*WHAT IS REQUIRED*
Set down each line of the data below exactly as it stands, dropping the pictures.

*SOURCE MATERIAL*
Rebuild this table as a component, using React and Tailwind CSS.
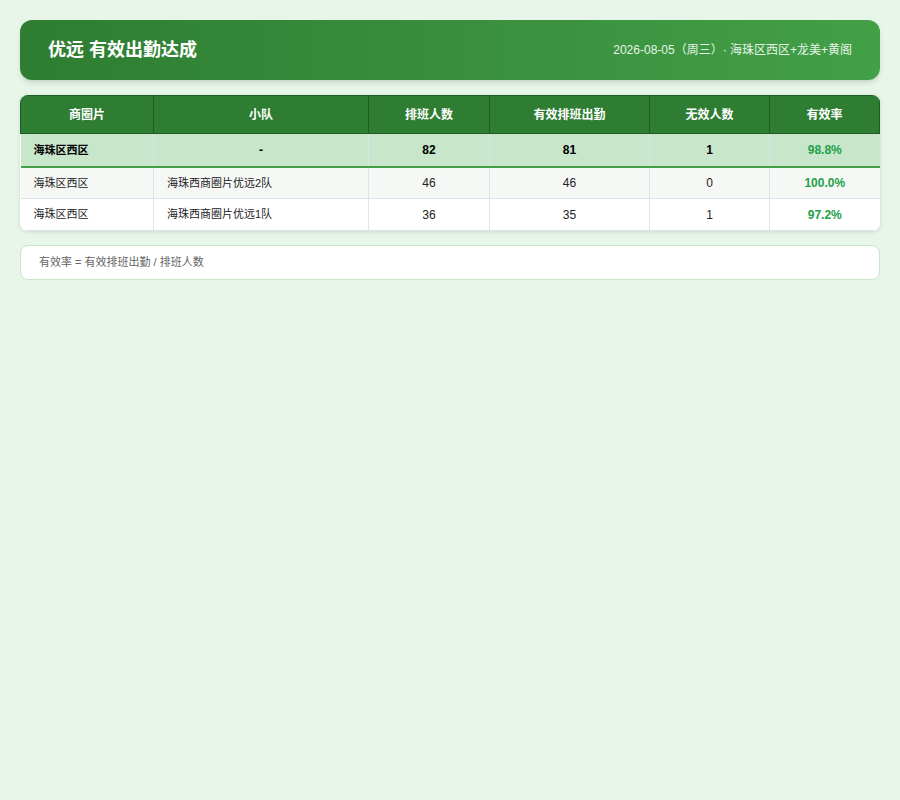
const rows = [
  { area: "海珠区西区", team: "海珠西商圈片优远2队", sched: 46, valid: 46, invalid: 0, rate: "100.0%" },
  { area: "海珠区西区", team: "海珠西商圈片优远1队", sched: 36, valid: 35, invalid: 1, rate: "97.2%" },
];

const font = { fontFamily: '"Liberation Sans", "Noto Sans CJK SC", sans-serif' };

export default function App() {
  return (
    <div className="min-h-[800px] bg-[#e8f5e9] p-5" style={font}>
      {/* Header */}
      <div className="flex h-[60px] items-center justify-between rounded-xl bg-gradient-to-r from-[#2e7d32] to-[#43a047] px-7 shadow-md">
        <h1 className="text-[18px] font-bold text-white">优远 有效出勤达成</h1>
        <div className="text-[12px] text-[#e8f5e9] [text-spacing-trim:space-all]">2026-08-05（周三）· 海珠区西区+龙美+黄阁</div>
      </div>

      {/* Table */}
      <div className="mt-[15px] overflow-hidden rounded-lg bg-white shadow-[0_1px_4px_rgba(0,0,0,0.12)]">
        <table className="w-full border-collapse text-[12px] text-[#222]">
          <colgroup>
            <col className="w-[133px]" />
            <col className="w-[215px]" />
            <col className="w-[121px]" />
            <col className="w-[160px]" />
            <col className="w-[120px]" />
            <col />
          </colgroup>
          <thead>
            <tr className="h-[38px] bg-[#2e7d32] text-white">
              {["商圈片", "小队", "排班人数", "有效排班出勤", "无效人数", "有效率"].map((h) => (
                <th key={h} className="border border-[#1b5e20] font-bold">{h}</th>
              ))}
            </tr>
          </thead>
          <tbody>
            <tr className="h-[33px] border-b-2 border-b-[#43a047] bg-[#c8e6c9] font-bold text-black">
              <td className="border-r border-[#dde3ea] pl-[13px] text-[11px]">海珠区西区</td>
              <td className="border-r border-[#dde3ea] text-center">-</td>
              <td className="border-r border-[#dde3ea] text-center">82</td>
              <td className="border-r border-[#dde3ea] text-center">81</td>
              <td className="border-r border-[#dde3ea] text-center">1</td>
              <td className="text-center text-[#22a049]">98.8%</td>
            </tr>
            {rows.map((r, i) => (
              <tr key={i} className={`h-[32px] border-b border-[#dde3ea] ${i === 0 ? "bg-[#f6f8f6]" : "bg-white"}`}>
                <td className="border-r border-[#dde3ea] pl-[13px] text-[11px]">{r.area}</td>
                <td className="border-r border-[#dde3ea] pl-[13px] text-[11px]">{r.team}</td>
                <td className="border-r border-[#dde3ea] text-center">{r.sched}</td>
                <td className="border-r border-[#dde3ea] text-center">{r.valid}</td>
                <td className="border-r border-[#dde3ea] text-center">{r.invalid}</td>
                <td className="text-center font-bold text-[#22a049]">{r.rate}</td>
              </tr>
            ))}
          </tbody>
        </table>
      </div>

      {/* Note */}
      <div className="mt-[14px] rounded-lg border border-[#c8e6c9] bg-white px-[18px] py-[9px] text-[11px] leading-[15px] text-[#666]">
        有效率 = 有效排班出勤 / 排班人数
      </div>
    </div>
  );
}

*RESPONSE TO THE TASK*
Rebuild this table as a component, using React and Tailwind CSS.
const rows = [
  { area: "海珠区西区", team: "海珠西商圈片优远2队", sched: 46, valid: 46, invalid: 0, rate: "100.0%" },
  { area: "海珠区西区", team: "海珠西商圈片优远1队", sched: 36, valid: 35, invalid: 1, rate: "97.2%" },
];

const font = { fontFamily: '"Liberation Sans", "Noto Sans CJK SC", sans-serif' };

export default function App() {
  return (
    <div className="min-h-[800px] bg-[#e8f5e9] p-5" style={font}>
      {/* Header */}
      <div className="flex h-[60px] items-center justify-between rounded-xl bg-gradient-to-r from-[#2e7d32] to-[#43a047] px-7 shadow-md">
        <h1 className="text-[18px] font-bold text-white">优远 有效出勤达成</h1>
        <div className="text-[12px] text-[#e8f5e9] [text-spacing-trim:space-all]">2026-08-05（周三）· 海珠区西区+龙美+黄阁</div>
      </div>

      {/* Table */}
      <div className="mt-[15px] overflow-hidden rounded-lg bg-white shadow-[0_1px_4px_rgba(0,0,0,0.12)]">
        <table className="w-full border-collapse text-[12px] text-[#222]">
          <colgroup>
            <col className="w-[133px]" />
            <col className="w-[215px]" />
            <col className="w-[121px]" />
            <col className="w-[160px]" />
            <col className="w-[120px]" />
            <col />
          </colgroup>
          <thead>
            <tr className="h-[38px] bg-[#2e7d32] text-white">
              {["商圈片", "小队", "排班人数", "有效排班出勤", "无效人数", "有效率"].map((h) => (
                <th key={h} className="border border-[#1b5e20] font-bold">{h}</th>
              ))}
            </tr>
          </thead>
          <tbody>
            <tr className="h-[33px] border-b-2 border-b-[#43a047] bg-[#c8e6c9] font-bold text-black">
              <td className="border-r border-[#dde3ea] pl-[13px] text-[11px]">海珠区西区</td>
              <td className="border-r border-[#dde3ea] text-center">-</td>
              <td className="border-r border-[#dde3ea] text-center">82</td>
              <td className="border-r border-[#dde3ea] text-center">81</td>
              <td className="border-r border-[#dde3ea] text-center">1</td>
              <td className="text-center text-[#22a049]">98.8%</td>
            </tr>
            {rows.map((r, i) => (
              <tr key={i} className={`h-[32px] border-b border-[#dde3ea] ${i === 0 ? "bg-[#f6f8f6]" : "bg-white"}`}>
                <td className="border-r border-[#dde3ea] pl-[13px] text-[11px]">{r.area}</td>
                <td className="border-r border-[#dde3ea] pl-[13px] text-[11px]">{r.team}</td>
                <td className="border-r border-[#dde3ea] text-center">{r.sched}</td>
                <td className="border-r border-[#dde3ea] text-center">{r.valid}</td>
                <td className="border-r border-[#dde3ea] text-center">{r.invalid}</td>
                <td className="text-center font-bold text-[#22a049]">{r.rate}</td>
              </tr>
            ))}
          </tbody>
        </table>
      </div>

      {/* Note */}
      <div className="mt-[14px] rounded-lg border border-[#c8e6c9] bg-white px-[18px] py-[9px] text-[11px] leading-[15px] text-[#666]">
        有效率 = 有效排班出勤 / 排班人数
      </div>
    </div>
  );
}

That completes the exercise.